Differentiation by organizational scale and capacity, not commercial intent. The commercial/non-commercial distinction is unworkable. The relevant question is whether an actor has the resources to contribute to the sustainability of the infrastructure they depend on—not what they intend to do with the data.
Standardized, published access tiers rather than discretionary negotiation. Conditions must be transparent and applied uniformly. Case-by-case negotiation creates gatekeeping, preserves bargaining leverage, and excludes actors without legal departments. Published criteria eliminate all three problems.
A genuinely free and operationally simple public interest tier as a core feature, not an afterthought. Automatic eligibility for research institutions, CSOs, and open source projects, with no legal review required.
Reciprocity from large commercial actors as a sustainability mechanism, not a revenue strategy. The objective is that contributions from well-resourced actors support public AI infrastructure—covering the costs of bulk access infrastructure, sustaining the underlying digitization and data stewardship work, and contributing to the sustainability of the commons they depend on. This is not monetization of the public domain; it is how the public domain remains viable under conditions of industrial-scale extraction.
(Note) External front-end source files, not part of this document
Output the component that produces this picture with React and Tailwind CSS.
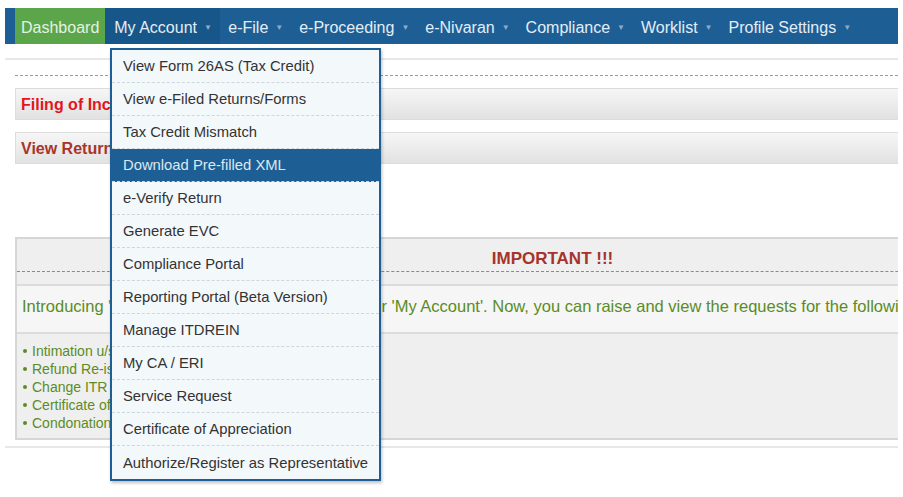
import React from "react";

const navItems = [
  "e-File",
  "e-Proceeding",
  "e-Nivaran",
  "Compliance",
  "Worklist",
  "Profile Settings",
];

const menuItems = [
  "View Form 26AS (Tax Credit)",
  "View e-Filed Returns/Forms",
  "Tax Credit Mismatch",
  "Download Pre-filled XML",
  "e-Verify Return",
  "Generate EVC",
  "Compliance Portal",
  "Reporting Portal (Beta Version)",
  "Manage ITDREIN",
  "My CA / ERI",
  "Service Request",
  "Certificate of Appreciation",
  "Authorize/Register as Representative",
];

const bullets = [
  "Intimation u/s 143(1)/154/155/250/254/263/264",
  "Refund Re-issue",
  "Change ITR Form V Address",
  "Certificate of Appreciation",
  "Condonation Request",
];

const Caret = () => (
  <span className="ml-[7px] text-[8px] text-[#8fabc6]">▼</span>
);

export default function App() {
  return (
    <div className="relative w-[903px] h-[497px] overflow-hidden bg-white font-['Liberation_Sans',Arial,sans-serif]">
      <div className="ml-[5px] w-[893px] overflow-hidden pt-[8px]">
        {/* top navigation */}
        <nav className="flex h-[36px] bg-[#1d5f95] pl-[10px] text-[16px] text-[#e4edf5]">
          <div className="flex items-center bg-[#5ba64b] px-[6px] pt-[4px] text-[#e6f1e2]">Dashboard</div>
          <div className="flex w-[115px] items-center bg-[#175689] pl-[9px] pt-[4px]">
            My Account
            <Caret />
          </div>
          {navItems.map((item) => (
            <div key={item} className="flex items-center px-[8px] pt-[4px] whitespace-nowrap">
              {item}
              <Caret />
            </div>
          ))}
        </nav>

        <div className="mt-[14px] h-[2px] bg-[#e8e8e8]" />
        <div className="ml-[10px] mt-[15px] border-t border-dashed border-[#9a9a9a]" />

        <div className="w-[1075px] ml-[10px]">
          <div className="mt-[12px] flex h-[32px] items-center border border-[#dcdcdc] bg-gradient-to-b from-[#f6f6f6] to-[#e2e2e2] pl-[5px] pt-[1px] text-[16px] font-bold text-[#e3151c]">
            Filing of Income Tax Return
          </div>
          <div className="mt-[12px] flex h-[32px] items-center border border-[#dcdcdc] bg-gradient-to-b from-[#f6f6f6] to-[#e2e2e2] pl-[5px] pt-[1px] text-[16px] font-bold text-[#a8342a]">
            View Returns / Forms
          </div>

          {/* important notice */}
          <div className="mt-[73px] border-[2px] border-[#d6d6d6] bg-[#efefef]">
            <div className="flex h-[33px] items-end justify-center border-b border-dashed border-[#8a8a8a] text-[17px] font-bold text-[#a7342a]">
              IMPORTANT !!!
            </div>
            <div className="mt-[12px] border-y-[2px] border-[#dcdcdc] bg-[#f6f6f6] pb-[13px] pl-[5px] pt-[8px] text-[16.5px] text-[#5b8c25] whitespace-nowrap">
              Introducing 'Service Request' functionalities under 'My Account'. Now, you can raise and view the requests for the following:
            </div>
            <ul className="pb-[6px] pl-[6px] pt-[8px] text-[14px] leading-[18px] text-[#5b8c25]">
              {bullets.map((b) => (
                <li key={b} className="flex items-center">
                  <span className="mr-[5px] inline-block h-[4px] w-[4px] rounded-full bg-[#5b8c25]" />
                  {b}
                </li>
              ))}
            </ul>
          </div>
        </div>
        <div className="mt-[6px] h-[2px] bg-[#e8e8e8]" />
      </div>

      {/* My Account dropdown */}
      <div className="absolute left-[110px] top-[48px] w-[271px] border-[2px] border-[#1d5f95] bg-[#f3f8fb] shadow-[1px_2px_3px_rgba(0,0,0,0.25)]">
        {menuItems.map((item, i) => (
          <div
            key={item}
            className={`flex h-[33px] items-center pl-[11px] pt-[1px] text-[14.8px] whitespace-nowrap ${
              i === 3
                ? "bg-[#1d5f95] text-[#dce7f0]"
                : "text-[#333333]"
            } ${i < menuItems.length - 1 ? "border-b border-dashed border-[#cfd6dc]" : ""}`}
          >
            {item}
          </div>
        ))}
      </div>
    </div>
  );
}
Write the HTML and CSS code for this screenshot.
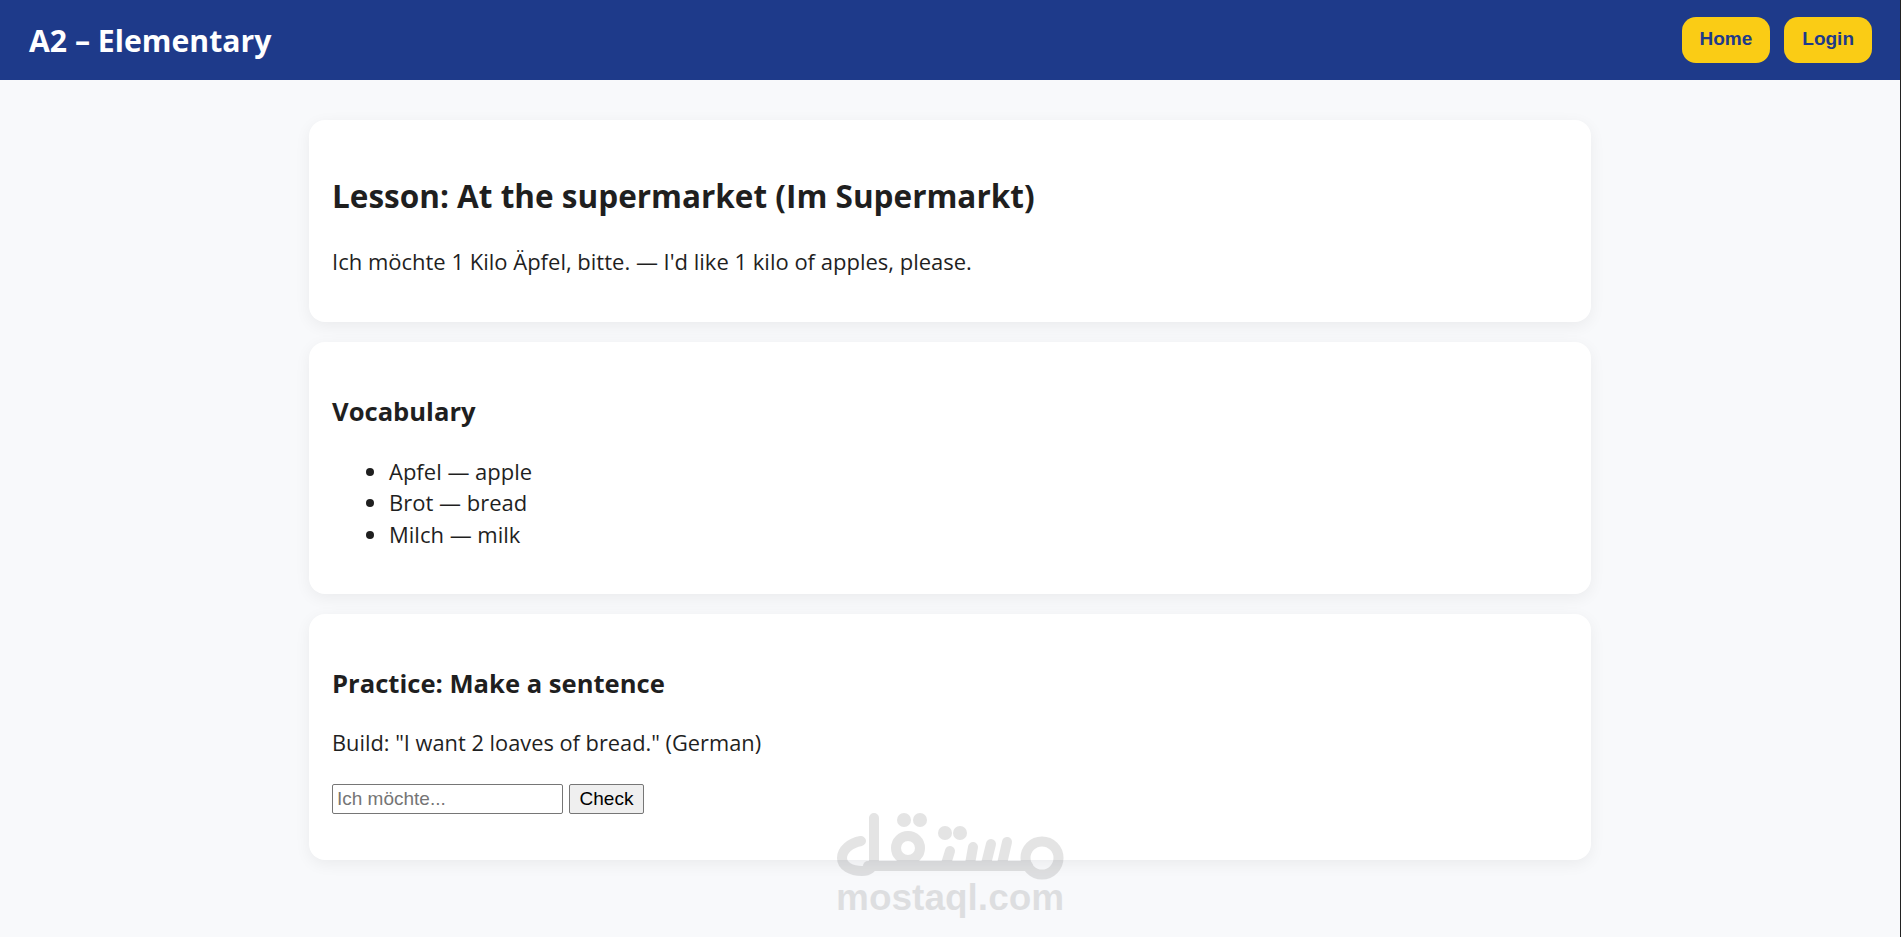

These principles are not untested speculation. WME shows that differentiating between user categories while keeping content openly available is operationally feasible. Whether it can generate meaningful returns at the scale of European cultural heritage data is an open question. Any attempt at answering it will require collective action among institutions rather than institution-level policies developed in isolation. But the normative case is clear: in a situation where a small number of extraordinarily well-resourced actors can extract disproportionate value from collections built through decades of public investment, unconditional openness is not a defence of the commons. Reciprocity is.